単に彼が異常な事件に関わる人だったからたまたまなのか。
わりと情報がだだ漏れなせいで高確率でぶつかってたのかはよくわかりません。


とりあえず、封鎖された池の廻りでなんかごちゃごちゃやってたので、ある程度公的な機関が関わっているのかなぁ、という気もするんですが。
そういえば、前に兵器を作ってた宇宙人も地球人に頼まれたって言ってたし。
いやあの方、瞬殺されてしまったので詳細はわからずじまいでしたが。
ほとんど口封じか? と思えなくもないタイミングなのに、まあジンさん(歴代でも一、二を争う超天然)なら、ありえないでもないかな、と思わせるのは、褒めていいんだか貶していいんだかわかりません。
すごいこと匂わせてるっぽいのに、雰囲気のせいでそんな気がしてません!
しかし案外、そのおかげで変に気取った展開に陥らずに済んでいるというか、世界は歪んでるかもしんないけど、ジンさんは別に気付いてないよ、という状況も考えたらすごいというか、意図されていたのだとしたらそれは褒めていいような気もしますが。
いくらなんでもそんなの可能なんだろうか、とかいろいろわかりません。
でも、話の筋は暗いはずなのにジンさんのせいで暗くはないよね。
別に明るいというほどでもない気もするけど、漫才とかたまに見れるし。

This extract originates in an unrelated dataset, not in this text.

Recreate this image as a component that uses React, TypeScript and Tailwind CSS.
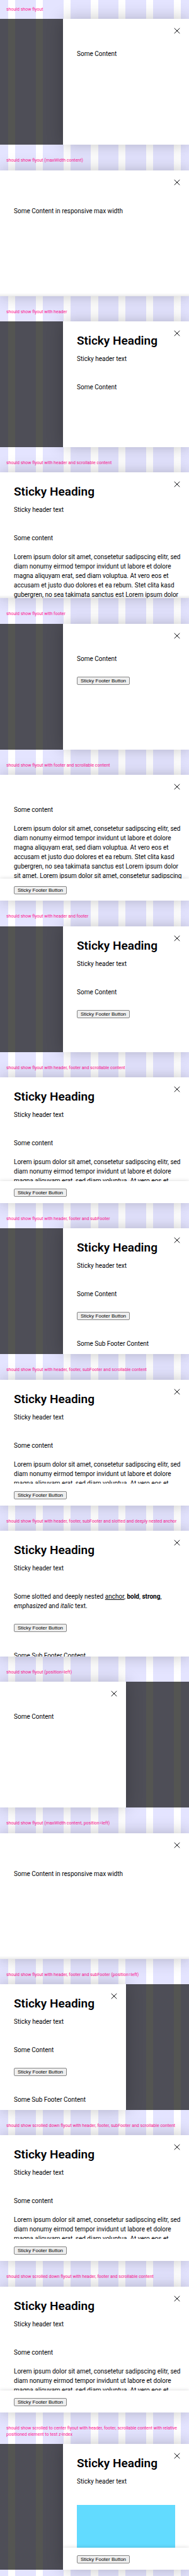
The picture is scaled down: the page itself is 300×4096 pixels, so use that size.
import type { ReactNode } from "react";

const LOREM =
  "Lorem ipsum dolor sit amet, consetetur sadipscing elitr, sed diam nonumy eirmod tempor invidunt ut labore et dolore magna aliquyam erat, sed diam voluptua. At vero eos et accusam et justo duo dolores et ea rebum. Stet clita kasd gubergren, no sea takimata sanctus est Lorem ipsum dolor sit amet. Lorem ipsum dolor sit amet, consetetur sadipscing elitr, sed diam nonumy eirmod tempor invidunt ut labore et dolore.";

type Story = {
  title: string;
  content: ReactNode;
  wide?: boolean;
  left?: boolean;
  header?: boolean;
  footer?: boolean;
  subFooter?: boolean;
  scrollable?: boolean;
  footerShadow?: boolean;
  bottomShadow?: boolean;
};

const some = <p>Some Content</p>;
const responsive = <p className="pt-[9px]">Some Content in responsive max width</p>;
const long = (
  <>
    <p>Some content</p>
    <p className="mt-[15px]">{LOREM}</p>
  </>
);
const rich = (
  <p>
    Some slotted and deeply nested{" "}
    <a href="#anchor" className="underline">
      anchor
    </a>
    , <b className="font-bold">bold</b>, <strong className="font-bold">strong</strong>,{" "}
    <em>emphasized</em> and <i>italic</i> text.
  </p>
);

const stories: Story[] = [
  { title: "should show flyout", content: some },
  { title: "should show flyout (maxWidth content)", content: responsive, wide: true, bottomShadow: true },
  { title: "should show flyout with header", content: some, header: true },
  {
    title: "should show flyout with header and scrollable content",
    content: long,
    wide: true,
    header: true,
    scrollable: true,
    bottomShadow: true,
  },
  { title: "should show flyout with footer", content: some, footer: true },
  {
    title: "should show flyout with footer and scrollable content",
    content: long,
    wide: true,
    footer: true,
    scrollable: true,
    footerShadow: true,
  },
  { title: "should show flyout with header and footer", content: some, header: true, footer: true },
  {
    title: "should show flyout with header, footer and scrollable content",
    content: long,
    wide: true,
    header: true,
    footer: true,
    scrollable: true,
    footerShadow: true,
  },
  {
    title: "should show flyout with header, footer and subFooter",
    content: some,
    header: true,
    footer: true,
    subFooter: true,
  },
  {
    title: "should show flyout with header, footer, subFooter and scrollable content",
    content: long,
    wide: true,
    header: true,
    footer: true,
    scrollable: true,
  },
  {
    title: "should show flyout with header, footer, subFooter and slotted and deeply nested anchor",
    content: rich,
    wide: true,
    header: true,
    footer: true,
    subFooter: true,
  },
  { title: "should show flyout (position=left)", content: some, left: true },
  {
    title: "should show flyout (maxWidth content, position=left)",
    content: responsive,
    wide: true,
    left: true,
    bottomShadow: true,
  },
  {
    title: "should show flyout with header, footer and subFooter (position=left)",
    content: some,
    left: true,
    header: true,
    footer: true,
    subFooter: true,
  },
  {
    title: "should show scrolled down flyout with header, footer, subFooter and scrollable content",
    content: long,
    wide: true,
    header: true,
    footer: true,
    scrollable: true,
  },
  {
    title: "should show scrolled down flyout with header, footer and scrollable content",
    content: long,
    wide: true,
    header: true,
    footer: true,
    scrollable: true,
    footerShadow: true,
  },
  {
    title:
      "should show scrolled to center flyout with header, footer, scrollable content with relative positioned element to test z-index",
    content: <div className="mr-[14px] h-[160px] bg-[#62dbff]" />,
    header: true,
    footer: true,
    scrollable: true,
    footerShadow: true,
  },
];

function CloseButton() {
  return (
    <button type="button" aria-label="Close" className="absolute top-[14px] right-[14px]">
      <svg viewBox="0 0 10 10" className="block size-[10px]" fill="none" stroke="#010205" strokeWidth="0.95">
        <path d="M0.7 0.9 9.3 9.1M9.3 0.9 0.7 9.1" />
      </svg>
    </button>
  );
}

function Flyout({ story }: { story: Story }) {
  const { content, wide, left, header, footer, subFooter, scrollable, footerShadow, bottomShadow } = story;
  return (
    <div
      className={`relative flex h-[200px] shrink-0 bg-[repeating-linear-gradient(to_right,#4e4e57_0_4.375%,#545552_4.375%_8.125%,#4e4e57_8.125%_14.5833%)] ${
        left ? "justify-start" : "justify-end"
      }`}
    >
      <div className={`${wide ? "w-full" : "w-2/3"} shadow-[0_0_25px_rgba(0,0,0,0.24)]`}>
        <div className="relative flex h-full flex-col overflow-hidden bg-white">
          <CloseButton />
          {header ? (
            <header className="shrink-0 px-[22px] pt-[19px] pb-[30px]">
              <h2 className="text-[19px] leading-[24px] font-semibold">Sticky Heading</h2>
              <p className="mt-[9px]">Sticky header text</p>
            </header>
          ) : (
            <div className="h-12 shrink-0" />
          )}
          <div className={`pr-2 pl-[22px] ${scrollable ? "min-h-0 overflow-hidden" : "shrink-0 pb-[9px]"}`}>
            {content}
          </div>
          {footer && (
            <footer
              className={`relative flex shrink-0 bg-white px-[22px] pt-3 pb-[10px] ${
                footerShadow ? "shadow-[0_0_6px_rgba(0,0,0,0.16)]" : ""
              }`}
            >
              <button
                type="button"
                className="h-[13px] rounded-[2px] border border-[#858585] bg-[#efefef] px-[5px] font-['Liberation_Sans',sans-serif] text-[8px] leading-[11px] text-black"
              >
                Sticky Footer Button
              </button>
            </footer>
          )}
          {subFooter && <p className="shrink-0 px-[22px] pt-5">Some Sub Footer Content</p>}
          {bottomShadow && (
            <div className="absolute inset-x-0 bottom-0 h-[5px] bg-linear-to-t from-black/8 to-transparent" />
          )}
        </div>
      </div>
    </div>
  );
}

export default function App() {
  return (
    <main className="flex min-h-screen flex-col overflow-hidden bg-[repeating-linear-gradient(to_right,#e4e4ff_0_4.375%,#fff_4.375%_8.125%,#e4e4ff_8.125%_14.5833%)] pb-[10px] font-[Roboto,sans-serif] text-[10px] leading-[15px] text-[#010205]">
      {stories.map((story, i) => (
        <section key={story.title} className="flex grow flex-col">
          <h1
            className={`grow px-[10px] pb-[10px] text-[7px] leading-[10px] text-[#ff1493] ${
              i === 0 ? "pt-[10px]" : "pt-5"
            }`}
          >
            {story.title}
          </h1>
          <Flyout story={story} />
        </section>
      ))}
    </main>
  );
}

うん。




しかしさすがに、世界と向き合わなくてはならなくなるとそうも行かず。
特に任務でもないのにどこぞに忍び込んだり、人に探りを入れたり、今までほとんど疑ってなかった白服の女性(なんでそこで疑わないんだ、というのをスルーするのがジンさんクオリティ、違和感はない!)を疑わなくてはならない嵌めになったりするんですが。
なんで信じるか、とKさんに言われた時の理由が。
自分が巨人に変身するための眼鏡をくれたから、という内容だったところは密かに感心しました、そうだよな、あんな能力わざわざ渡さないよな、うん、ある程度正しいや。
ちゃんと物考えてるんですねー、偉い偉い(馬鹿にしとんのか)。


そして、ジンさんの身に危険があるか否か、というのがさすがにある程度、物語りのクライマックスを迎えるに当たって気になってくるんですが。
今までほとんど疑問を持ってなかった白い女と、それが理由でのKさんやSさんなんかとの決別、ということになるとちょっとは大変だと思えないでもないというか、ジンさんの世界は極小なのでそれがわりと比重が大きいってのはわからないでもないしね。


しかしよく考えたら、展開が気になるかというとやっぱり気になんないw
ジンさんが悪いことにならなければ、概ねどうでもいいです。